### TASK BRIEF
Extract, without alteration, each line from the start of the listing to the line bearing "const teeth = [0, 45, 90, 135, 180, 225, 270, 315];".

### SUPPLIED MATERIAL

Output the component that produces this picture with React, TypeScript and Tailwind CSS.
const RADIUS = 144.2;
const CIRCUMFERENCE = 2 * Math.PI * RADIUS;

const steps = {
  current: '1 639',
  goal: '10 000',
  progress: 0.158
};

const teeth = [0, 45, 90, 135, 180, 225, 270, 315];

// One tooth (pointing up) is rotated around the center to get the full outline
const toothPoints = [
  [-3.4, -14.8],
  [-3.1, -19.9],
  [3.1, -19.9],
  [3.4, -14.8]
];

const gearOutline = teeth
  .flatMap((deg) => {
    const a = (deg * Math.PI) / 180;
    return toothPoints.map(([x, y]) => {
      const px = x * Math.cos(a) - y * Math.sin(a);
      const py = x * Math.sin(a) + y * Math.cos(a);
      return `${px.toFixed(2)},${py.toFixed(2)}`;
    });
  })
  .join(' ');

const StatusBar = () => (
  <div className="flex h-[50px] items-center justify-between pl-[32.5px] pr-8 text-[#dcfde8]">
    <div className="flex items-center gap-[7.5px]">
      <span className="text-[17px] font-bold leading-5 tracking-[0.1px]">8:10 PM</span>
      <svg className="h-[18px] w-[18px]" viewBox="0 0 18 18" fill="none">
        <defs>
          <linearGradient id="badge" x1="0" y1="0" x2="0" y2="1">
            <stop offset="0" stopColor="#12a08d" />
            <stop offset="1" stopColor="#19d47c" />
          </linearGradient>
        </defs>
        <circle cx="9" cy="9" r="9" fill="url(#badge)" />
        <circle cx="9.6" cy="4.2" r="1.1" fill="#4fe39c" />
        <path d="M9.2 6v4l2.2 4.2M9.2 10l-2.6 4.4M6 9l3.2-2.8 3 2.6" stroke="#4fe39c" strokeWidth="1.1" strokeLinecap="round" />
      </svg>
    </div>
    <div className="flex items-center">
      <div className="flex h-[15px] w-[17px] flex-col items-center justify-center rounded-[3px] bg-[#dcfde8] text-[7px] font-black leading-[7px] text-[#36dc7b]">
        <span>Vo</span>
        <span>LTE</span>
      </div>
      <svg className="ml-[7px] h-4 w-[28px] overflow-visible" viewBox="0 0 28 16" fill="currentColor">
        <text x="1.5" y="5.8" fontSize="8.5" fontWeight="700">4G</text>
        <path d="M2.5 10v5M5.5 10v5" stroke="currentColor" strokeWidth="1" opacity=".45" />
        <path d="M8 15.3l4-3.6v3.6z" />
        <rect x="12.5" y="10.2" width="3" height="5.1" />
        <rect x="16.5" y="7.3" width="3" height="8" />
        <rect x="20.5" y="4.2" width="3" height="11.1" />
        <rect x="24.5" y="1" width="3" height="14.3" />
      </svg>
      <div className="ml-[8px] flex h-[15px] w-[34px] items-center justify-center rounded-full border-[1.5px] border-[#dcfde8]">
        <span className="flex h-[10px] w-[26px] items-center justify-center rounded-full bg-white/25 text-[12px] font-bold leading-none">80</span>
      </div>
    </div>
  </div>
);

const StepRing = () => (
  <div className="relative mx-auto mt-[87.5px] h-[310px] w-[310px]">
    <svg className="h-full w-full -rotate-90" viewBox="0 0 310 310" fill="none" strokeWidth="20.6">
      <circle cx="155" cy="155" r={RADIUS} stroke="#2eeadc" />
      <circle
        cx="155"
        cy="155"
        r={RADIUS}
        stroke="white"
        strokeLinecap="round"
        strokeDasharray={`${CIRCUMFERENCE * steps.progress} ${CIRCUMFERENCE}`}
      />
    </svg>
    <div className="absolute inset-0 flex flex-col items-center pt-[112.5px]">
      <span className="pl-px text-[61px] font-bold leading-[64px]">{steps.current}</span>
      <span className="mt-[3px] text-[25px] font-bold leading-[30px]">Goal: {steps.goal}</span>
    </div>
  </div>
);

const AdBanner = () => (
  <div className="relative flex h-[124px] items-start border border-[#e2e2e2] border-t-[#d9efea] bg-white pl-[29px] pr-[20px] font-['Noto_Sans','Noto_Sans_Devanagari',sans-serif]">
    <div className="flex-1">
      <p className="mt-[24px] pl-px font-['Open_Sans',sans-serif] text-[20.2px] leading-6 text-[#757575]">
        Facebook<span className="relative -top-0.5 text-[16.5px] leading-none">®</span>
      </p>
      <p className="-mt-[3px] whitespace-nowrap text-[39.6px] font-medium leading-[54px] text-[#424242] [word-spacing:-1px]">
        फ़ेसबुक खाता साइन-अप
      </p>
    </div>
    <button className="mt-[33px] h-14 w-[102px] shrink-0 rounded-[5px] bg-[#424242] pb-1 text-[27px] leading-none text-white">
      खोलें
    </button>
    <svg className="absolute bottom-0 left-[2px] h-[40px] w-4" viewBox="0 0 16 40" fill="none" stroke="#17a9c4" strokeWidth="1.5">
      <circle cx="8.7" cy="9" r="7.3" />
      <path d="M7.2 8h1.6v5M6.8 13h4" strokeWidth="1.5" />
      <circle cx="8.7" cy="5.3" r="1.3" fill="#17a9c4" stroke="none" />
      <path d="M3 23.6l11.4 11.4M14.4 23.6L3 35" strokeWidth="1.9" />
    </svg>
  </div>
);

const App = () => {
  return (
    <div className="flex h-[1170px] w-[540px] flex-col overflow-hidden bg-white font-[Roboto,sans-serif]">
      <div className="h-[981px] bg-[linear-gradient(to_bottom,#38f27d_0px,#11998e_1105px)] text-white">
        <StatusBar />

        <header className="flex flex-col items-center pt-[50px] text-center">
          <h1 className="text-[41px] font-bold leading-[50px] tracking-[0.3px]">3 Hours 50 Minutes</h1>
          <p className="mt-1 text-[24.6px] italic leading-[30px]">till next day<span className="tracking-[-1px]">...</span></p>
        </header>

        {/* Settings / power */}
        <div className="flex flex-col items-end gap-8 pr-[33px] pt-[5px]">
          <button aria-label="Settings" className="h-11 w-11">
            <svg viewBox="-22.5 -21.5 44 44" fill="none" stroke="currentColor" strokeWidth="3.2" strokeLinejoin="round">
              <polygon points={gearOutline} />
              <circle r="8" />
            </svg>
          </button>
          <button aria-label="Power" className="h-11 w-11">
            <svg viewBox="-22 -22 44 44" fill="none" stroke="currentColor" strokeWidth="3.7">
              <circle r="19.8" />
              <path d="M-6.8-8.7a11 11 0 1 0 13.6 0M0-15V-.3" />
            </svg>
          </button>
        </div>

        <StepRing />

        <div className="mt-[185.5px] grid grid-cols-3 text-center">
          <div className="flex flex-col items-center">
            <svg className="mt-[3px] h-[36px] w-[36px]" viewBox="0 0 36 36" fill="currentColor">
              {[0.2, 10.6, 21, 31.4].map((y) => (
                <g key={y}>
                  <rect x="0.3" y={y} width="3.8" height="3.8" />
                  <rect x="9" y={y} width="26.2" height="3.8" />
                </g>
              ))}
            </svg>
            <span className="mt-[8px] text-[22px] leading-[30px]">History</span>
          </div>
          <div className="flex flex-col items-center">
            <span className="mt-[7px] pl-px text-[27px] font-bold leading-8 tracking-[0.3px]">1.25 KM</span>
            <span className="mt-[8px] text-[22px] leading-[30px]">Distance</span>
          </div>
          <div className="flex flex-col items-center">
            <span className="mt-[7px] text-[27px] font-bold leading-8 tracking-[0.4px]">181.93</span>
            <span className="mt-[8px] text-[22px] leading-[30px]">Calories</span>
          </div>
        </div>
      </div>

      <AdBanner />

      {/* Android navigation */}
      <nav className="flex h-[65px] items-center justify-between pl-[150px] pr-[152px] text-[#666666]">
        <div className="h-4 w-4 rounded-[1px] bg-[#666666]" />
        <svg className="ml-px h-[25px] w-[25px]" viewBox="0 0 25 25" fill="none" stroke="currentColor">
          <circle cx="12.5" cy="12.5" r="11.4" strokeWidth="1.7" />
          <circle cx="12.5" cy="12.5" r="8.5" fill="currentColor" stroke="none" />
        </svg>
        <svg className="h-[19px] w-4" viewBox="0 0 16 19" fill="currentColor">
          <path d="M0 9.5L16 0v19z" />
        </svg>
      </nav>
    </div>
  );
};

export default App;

### OUTPUT OF THE TASK
Output the component that produces this picture with React, TypeScript and Tailwind CSS.
const RADIUS = 144.2;
const CIRCUMFERENCE = 2 * Math.PI * RADIUS;

const steps = {
  current: '1 639',
  goal: '10 000',
  progress: 0.158
};

const teeth = [0, 45, 90, 135, 180, 225, 270, 315];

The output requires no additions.